> [Data for processing]
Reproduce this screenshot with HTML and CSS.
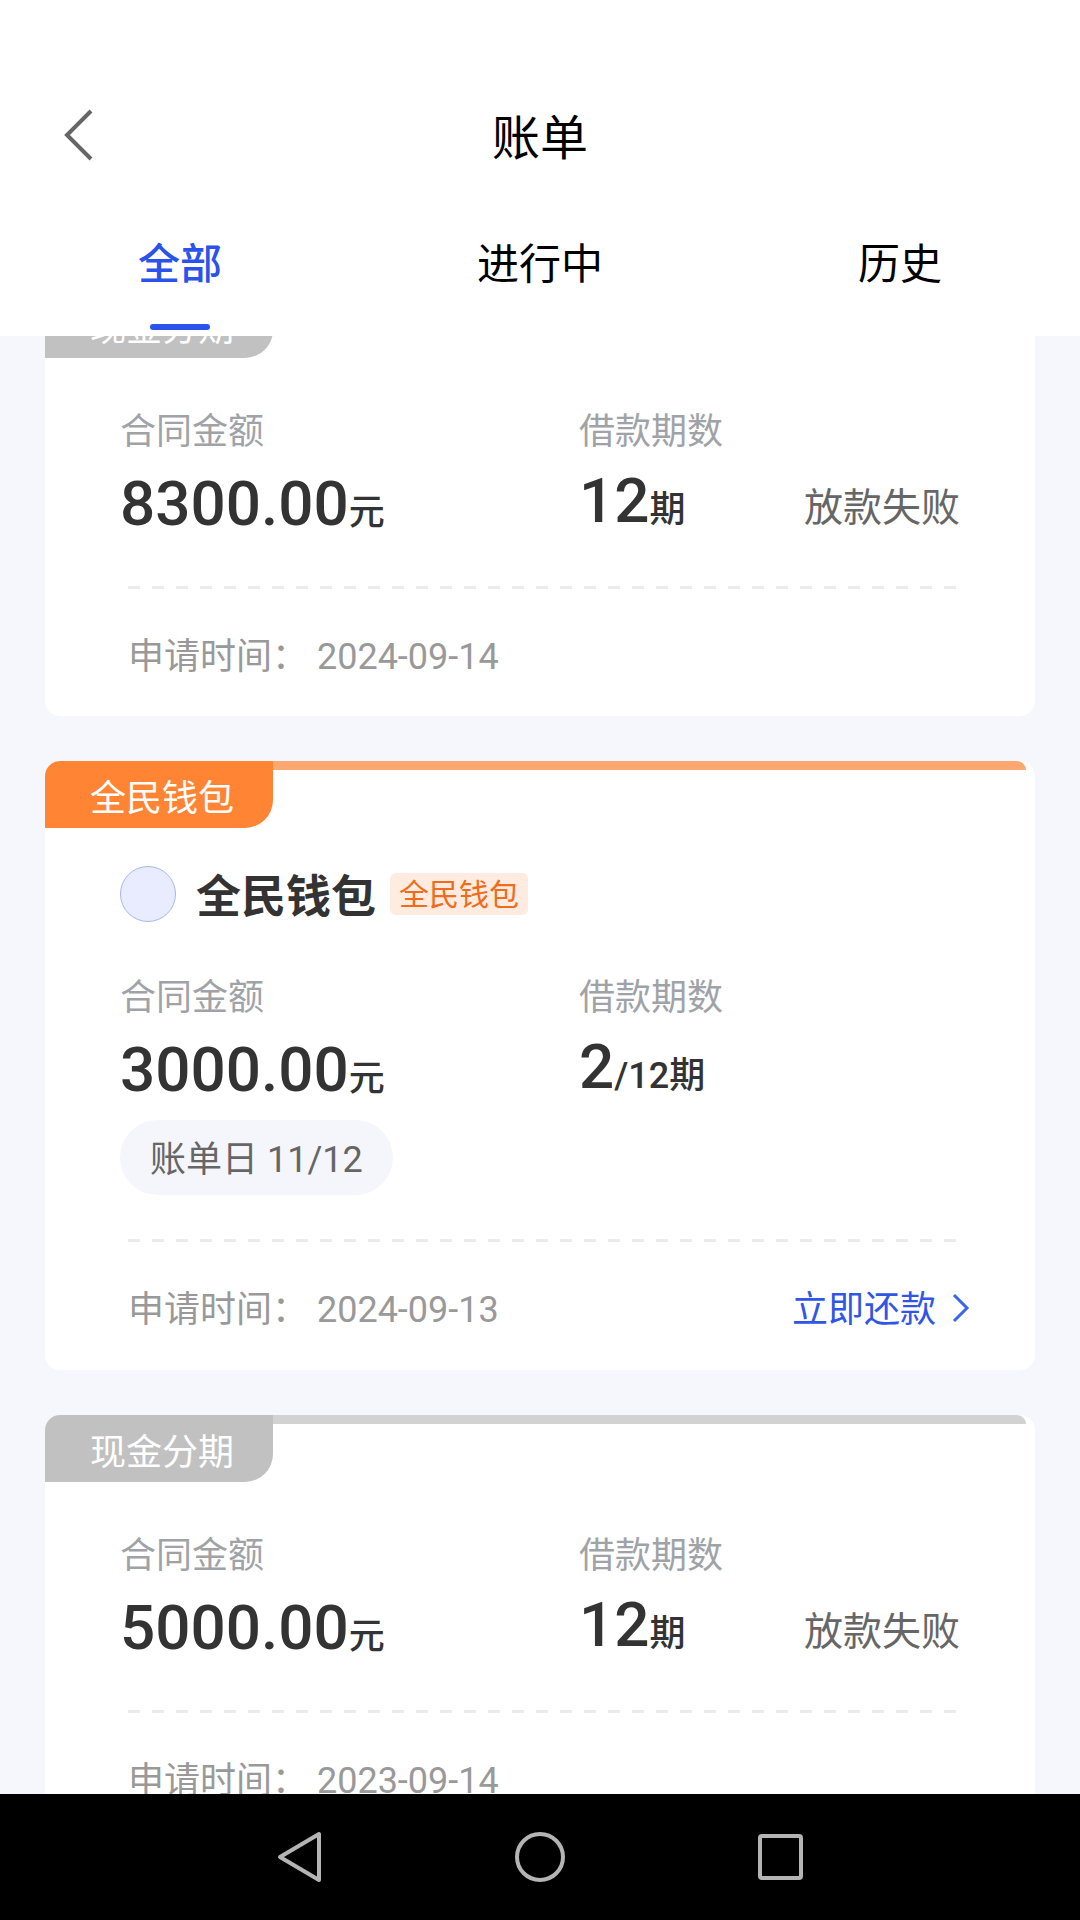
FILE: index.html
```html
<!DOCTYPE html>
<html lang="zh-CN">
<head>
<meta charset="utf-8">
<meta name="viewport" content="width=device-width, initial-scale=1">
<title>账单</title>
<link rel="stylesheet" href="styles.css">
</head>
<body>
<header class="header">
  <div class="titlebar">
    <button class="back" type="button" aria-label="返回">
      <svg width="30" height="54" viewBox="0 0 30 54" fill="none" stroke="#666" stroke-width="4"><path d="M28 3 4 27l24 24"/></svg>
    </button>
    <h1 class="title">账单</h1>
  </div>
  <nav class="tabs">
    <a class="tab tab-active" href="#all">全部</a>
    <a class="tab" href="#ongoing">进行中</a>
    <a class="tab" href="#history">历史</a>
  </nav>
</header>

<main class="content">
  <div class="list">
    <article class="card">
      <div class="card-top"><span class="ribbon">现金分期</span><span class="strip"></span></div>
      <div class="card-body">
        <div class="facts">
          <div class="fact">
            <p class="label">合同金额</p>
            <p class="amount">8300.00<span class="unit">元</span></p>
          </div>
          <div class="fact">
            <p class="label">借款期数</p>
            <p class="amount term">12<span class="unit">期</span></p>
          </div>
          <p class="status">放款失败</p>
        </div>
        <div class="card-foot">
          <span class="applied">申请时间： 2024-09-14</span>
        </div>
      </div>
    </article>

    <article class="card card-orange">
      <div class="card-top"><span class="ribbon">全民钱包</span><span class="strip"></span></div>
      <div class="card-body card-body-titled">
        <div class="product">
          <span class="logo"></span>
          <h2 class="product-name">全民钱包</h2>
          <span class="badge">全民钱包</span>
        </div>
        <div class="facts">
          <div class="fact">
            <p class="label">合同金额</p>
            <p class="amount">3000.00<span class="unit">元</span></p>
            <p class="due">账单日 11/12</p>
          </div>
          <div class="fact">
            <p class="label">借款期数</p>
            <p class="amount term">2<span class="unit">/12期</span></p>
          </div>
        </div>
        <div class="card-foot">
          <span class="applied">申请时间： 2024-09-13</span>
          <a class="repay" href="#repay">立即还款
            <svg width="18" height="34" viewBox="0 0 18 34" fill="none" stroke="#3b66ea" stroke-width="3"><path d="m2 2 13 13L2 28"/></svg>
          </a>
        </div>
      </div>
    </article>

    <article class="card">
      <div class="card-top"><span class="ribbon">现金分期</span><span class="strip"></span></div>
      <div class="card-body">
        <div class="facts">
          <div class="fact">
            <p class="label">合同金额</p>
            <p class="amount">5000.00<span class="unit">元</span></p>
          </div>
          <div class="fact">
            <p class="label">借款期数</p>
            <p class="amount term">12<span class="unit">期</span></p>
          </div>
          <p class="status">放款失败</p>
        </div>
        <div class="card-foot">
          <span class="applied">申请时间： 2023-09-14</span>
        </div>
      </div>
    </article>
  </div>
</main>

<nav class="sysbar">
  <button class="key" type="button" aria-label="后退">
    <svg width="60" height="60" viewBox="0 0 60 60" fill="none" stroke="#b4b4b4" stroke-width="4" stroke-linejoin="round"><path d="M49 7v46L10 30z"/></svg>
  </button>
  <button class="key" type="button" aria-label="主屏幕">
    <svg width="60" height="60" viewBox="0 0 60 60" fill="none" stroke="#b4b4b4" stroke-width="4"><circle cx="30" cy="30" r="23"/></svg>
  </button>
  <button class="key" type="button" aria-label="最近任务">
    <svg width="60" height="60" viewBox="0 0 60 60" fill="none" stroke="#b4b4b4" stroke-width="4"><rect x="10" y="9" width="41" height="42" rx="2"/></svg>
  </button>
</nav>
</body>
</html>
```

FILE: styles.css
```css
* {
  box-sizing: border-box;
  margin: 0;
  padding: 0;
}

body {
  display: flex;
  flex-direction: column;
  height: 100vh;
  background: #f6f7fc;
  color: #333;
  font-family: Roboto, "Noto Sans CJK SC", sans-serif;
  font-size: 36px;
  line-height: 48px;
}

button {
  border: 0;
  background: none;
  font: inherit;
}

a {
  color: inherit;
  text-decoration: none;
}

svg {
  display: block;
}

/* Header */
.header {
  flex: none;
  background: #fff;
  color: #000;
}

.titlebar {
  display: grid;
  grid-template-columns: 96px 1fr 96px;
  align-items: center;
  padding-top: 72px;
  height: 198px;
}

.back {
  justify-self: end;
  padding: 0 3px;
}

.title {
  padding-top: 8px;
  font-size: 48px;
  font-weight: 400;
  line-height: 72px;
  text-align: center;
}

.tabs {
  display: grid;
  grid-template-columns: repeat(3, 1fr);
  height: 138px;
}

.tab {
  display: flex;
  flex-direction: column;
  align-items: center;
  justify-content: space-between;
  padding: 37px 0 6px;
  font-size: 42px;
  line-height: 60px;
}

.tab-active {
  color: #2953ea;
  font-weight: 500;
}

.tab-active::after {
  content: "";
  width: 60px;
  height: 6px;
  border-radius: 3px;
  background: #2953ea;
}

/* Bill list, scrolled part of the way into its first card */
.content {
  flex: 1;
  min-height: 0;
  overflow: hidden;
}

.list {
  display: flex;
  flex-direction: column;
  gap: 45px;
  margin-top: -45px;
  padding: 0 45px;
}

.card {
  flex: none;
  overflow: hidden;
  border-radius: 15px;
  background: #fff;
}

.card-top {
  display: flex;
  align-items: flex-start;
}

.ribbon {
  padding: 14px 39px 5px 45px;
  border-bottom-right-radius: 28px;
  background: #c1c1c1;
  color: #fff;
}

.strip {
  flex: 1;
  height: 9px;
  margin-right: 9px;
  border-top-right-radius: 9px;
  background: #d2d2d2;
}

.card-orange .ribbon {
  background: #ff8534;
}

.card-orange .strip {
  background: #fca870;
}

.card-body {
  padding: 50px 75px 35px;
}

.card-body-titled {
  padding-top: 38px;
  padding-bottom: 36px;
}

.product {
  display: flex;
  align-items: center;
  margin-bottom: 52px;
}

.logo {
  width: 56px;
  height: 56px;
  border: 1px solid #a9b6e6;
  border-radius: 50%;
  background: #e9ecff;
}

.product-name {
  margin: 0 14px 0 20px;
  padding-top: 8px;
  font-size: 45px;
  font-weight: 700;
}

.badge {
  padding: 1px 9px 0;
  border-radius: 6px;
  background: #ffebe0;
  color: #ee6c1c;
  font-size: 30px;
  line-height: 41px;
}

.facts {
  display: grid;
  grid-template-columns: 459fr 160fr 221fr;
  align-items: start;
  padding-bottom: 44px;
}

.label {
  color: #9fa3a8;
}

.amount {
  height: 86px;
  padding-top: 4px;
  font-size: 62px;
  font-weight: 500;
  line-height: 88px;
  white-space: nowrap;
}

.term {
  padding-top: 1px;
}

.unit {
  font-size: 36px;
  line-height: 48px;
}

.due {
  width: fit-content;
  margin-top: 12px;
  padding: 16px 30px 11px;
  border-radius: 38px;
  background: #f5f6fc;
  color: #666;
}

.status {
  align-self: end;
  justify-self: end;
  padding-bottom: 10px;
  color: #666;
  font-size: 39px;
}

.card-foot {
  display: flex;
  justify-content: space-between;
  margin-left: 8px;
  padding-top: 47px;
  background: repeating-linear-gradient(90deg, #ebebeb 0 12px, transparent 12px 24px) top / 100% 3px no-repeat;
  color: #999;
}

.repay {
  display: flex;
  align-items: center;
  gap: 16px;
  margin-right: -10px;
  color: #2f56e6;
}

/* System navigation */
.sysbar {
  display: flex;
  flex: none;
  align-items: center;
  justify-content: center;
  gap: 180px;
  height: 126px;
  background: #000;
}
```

---

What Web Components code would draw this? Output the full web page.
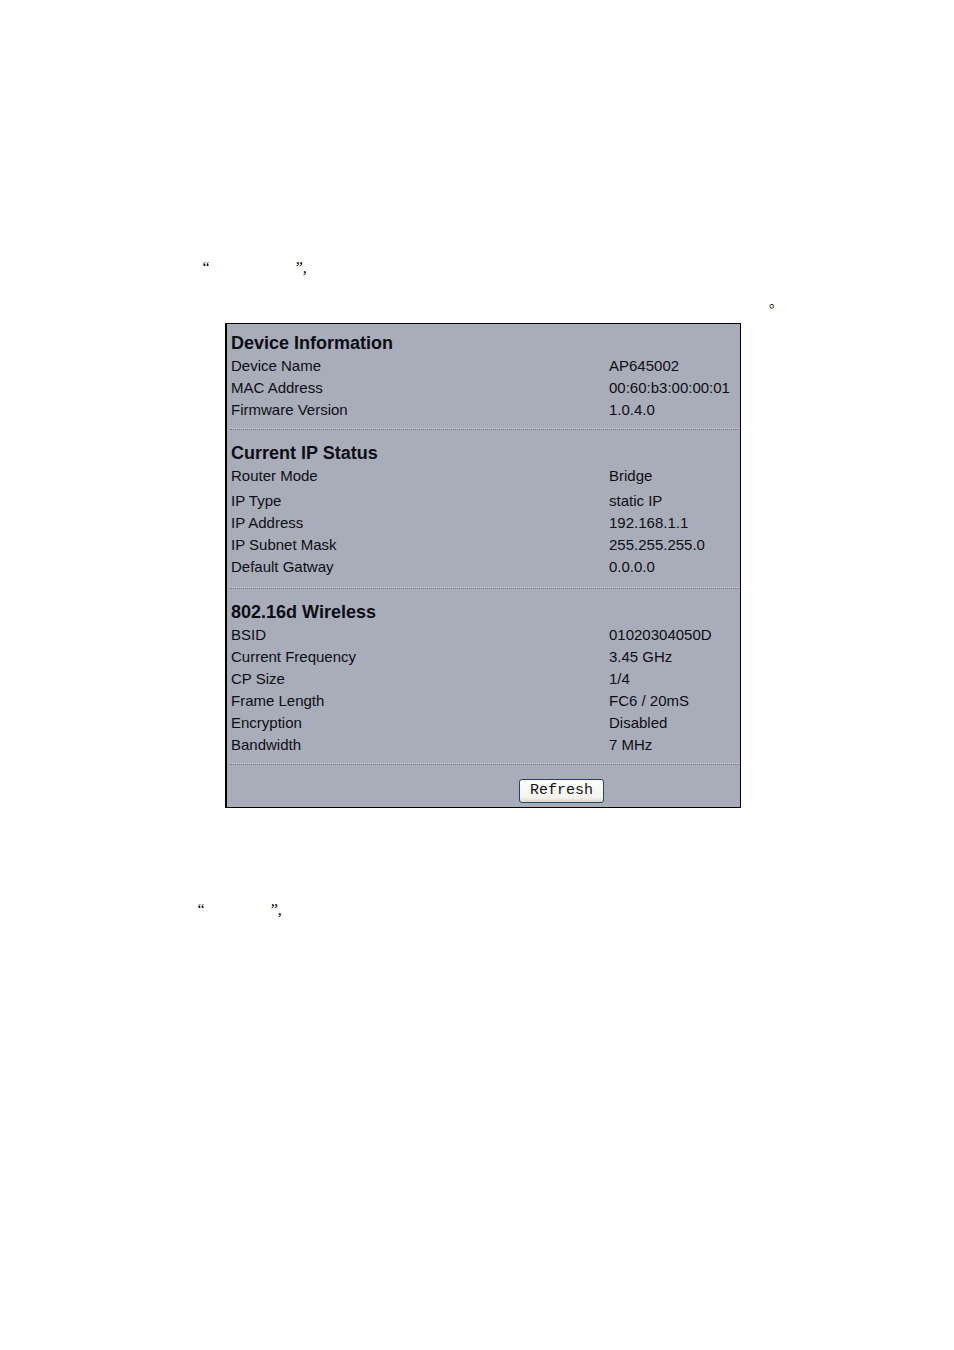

> [Task requirements]
In the entries above, find each line with the word "this" and copy it.

> [Answer below]
Reproduce this screenshot with HTML and CSS.
What Web Components code would draw this? Output the full web page.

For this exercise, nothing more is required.